With the downside risks partly offset by the production cuts by major steel producers, the demand for steelmaking raw materials is likely to decline heavily this year. However, any upturn in demand from China and infrastructure spending in India may boost domestic iron ore and steel demand, the report added. In 2008, the highs seen by iron ore prices in most of 2008 were a function of the convergence of a number of factors related to demand and supply, freight and foreign exchange that are now unwinding and leaving iron ore exposed to potentially significant falls.
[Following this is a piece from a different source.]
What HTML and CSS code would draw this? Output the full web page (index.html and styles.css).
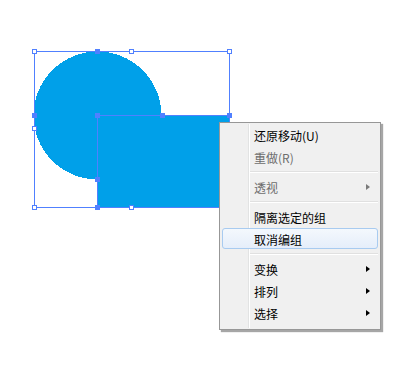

Given the steel inventory is piling up on fewer construction and infrastructure activities, the existing capacities will be under tremendous pressure despite limited capacity additions coming up in 2009.
Fitch believes steel demand in India would improve following the aggressive expansion of Central Bank liquidity provisions since early September, in combination with major fiscal injections into the US and European banking systems, as well as major stimulus packages announced for China and expected for the US.
Steel demand slowed in major consumer regions like China and other Asian markets on global economic slowdown. This has also resulted into a huge inventory pile-ups which, with declining exports diverting supply to domestic markets, are likely to put domestic prices under more pressure. The report further said that the capacity utilisation levels will be under pressure despite limited capacity additions coming up in 2009.